The /E/ Google-Free, Pro-Privacy Android Is Now Available - prince707
https://linux.slashdot.org/story/19/09/25/2129247/the-e-google-free-pro-privacy-android-clone-is-now-available
======
0xdeadb00f
/e/ is not as "un-googled" as they claim to be:
[https://ewwlo.xyz/evil](https://ewwlo.xyz/evil) [https://infosec-
handbook.eu/blog/e-foundation-first-look/](https://infosec-
handbook.eu/blog/e-foundation-first-look/)

PS: These posts _may_ be outdated

------
commoner
Glad to see more Android firmware choices that use MicroG instead of Google
Play Services.

Previously, I would have recommended LineageOS for MicroG, which supports a
different set of devices:

[https://lineage.microg.org](https://lineage.microg.org)
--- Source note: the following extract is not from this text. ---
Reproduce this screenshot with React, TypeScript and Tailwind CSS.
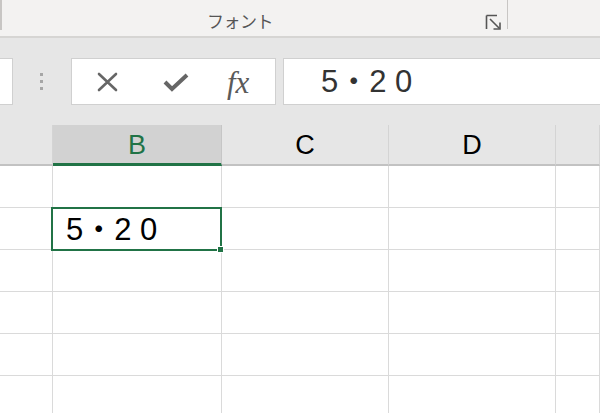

If your device is supported by /e/ but not LineageOS, then /e/ is a good
alternative that allows you to use MicroG on your phone with no additional
flashing needed.

------
panpanna
> Duval's approach hasn't been to reinvent the mobile operating system wheel,
> but instead to clean up Android of its Google privacy-invading features and
> replace them with privacy-respecting one ...

I would love to see one of these phones in action.

And I wouldn't mind if someone like Huawei started using this on their newer
phones. Puts some pressure on Google.